Unsupervised MRI Super Resolution Using Deep External Learning and Guided Residual Dense Network With Multimodal Image Priors

• Published in: IEEE transactions on emerging topics in computational intelligence Vol. 7; no. 2; pp. 426 - 435
• Main Authors: Iwamoto, Yutaro, Takeda, Kyohei, Li, Yinhao, Shiino, Akihiko, Chen, Yen-Wei
• Format: Journal Article
• Language: English
• Published: Piscataway IEEE 01.04.2023; The Institute of Electrical and Electronics Engineers, Inc. (IEEE)
• Subjects: Artificial neural networks; Deep learning; Feature extraction; High resolution; Image enhancement; Image resolution; Magnetic resonance imaging; Medical diagnostic imaging; Medical imaging; Signal resolution; Super resolution; Three-dimensional displays; Training; unsupervised learning
• ISSN: 2471-285X; 2471-285X
• DOI: 10.1109/TETCI.2022.3215137

Deep learning techniques have led to state-of-the-art image super resolution with natural images. Normally, pairs of high-resolution and low-resolution images are used to train the deep learning models. These techniques have also been applied to medical image super-resolution. The characteristics of medical images differ significantly from natural images in several ways. First, it is difficult to obtain high-resolution images for training in real clinical applications due to the limitations of imaging systems and clinical requirements. Second, other modal high-resolution images are available (e.g., high-resolution T1-weighted images are available for enhancing low-resolution T2-weighted images). In this paper, we propose an unsupervised image super-resolution technique based on simple prior knowledge of the human anatomy.
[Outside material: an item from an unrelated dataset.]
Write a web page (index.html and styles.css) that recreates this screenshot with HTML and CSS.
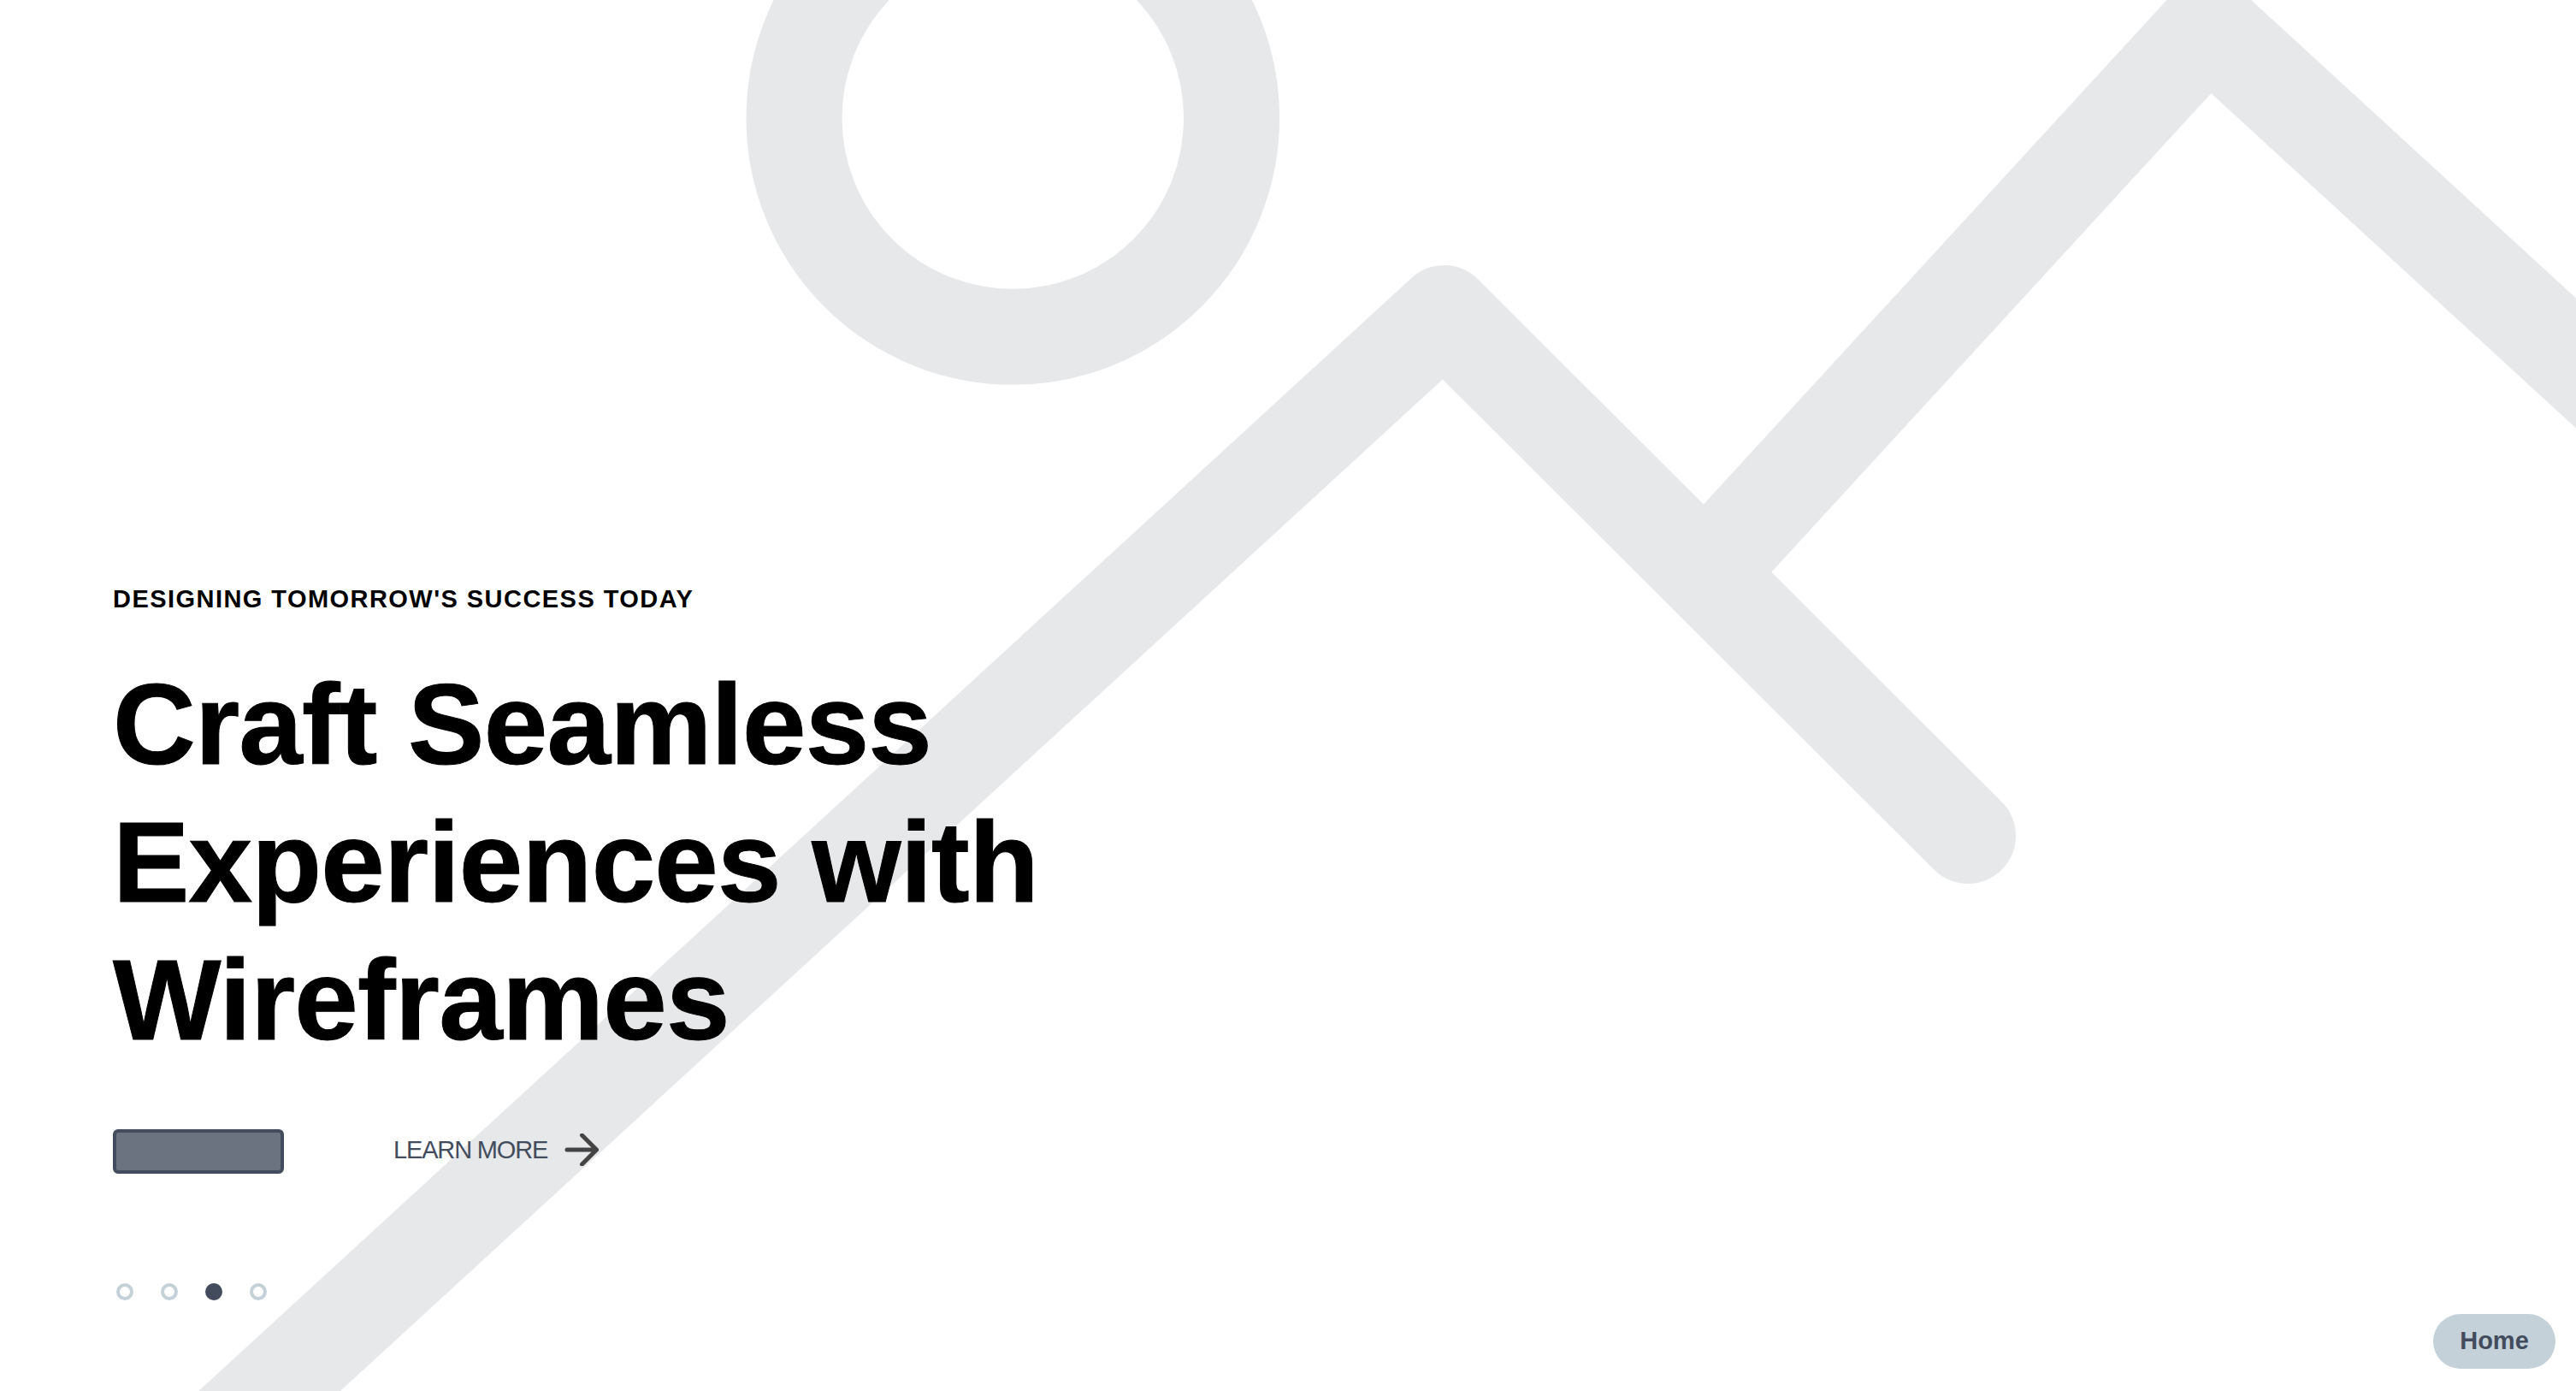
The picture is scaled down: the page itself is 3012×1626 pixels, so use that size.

This technique does not require target T2WI high-resolution images for training. Furthermore, we present a guided residual dense network, which incorporates a residual dense network with a guided deep convolutional neural network for enhancing the resolution of low-resolution images by referring to different modal high-resolution images of the same subject. Experiments on a publicly available brain MRI database showed that our proposed method achieves better performance than the state-of-the-art methods.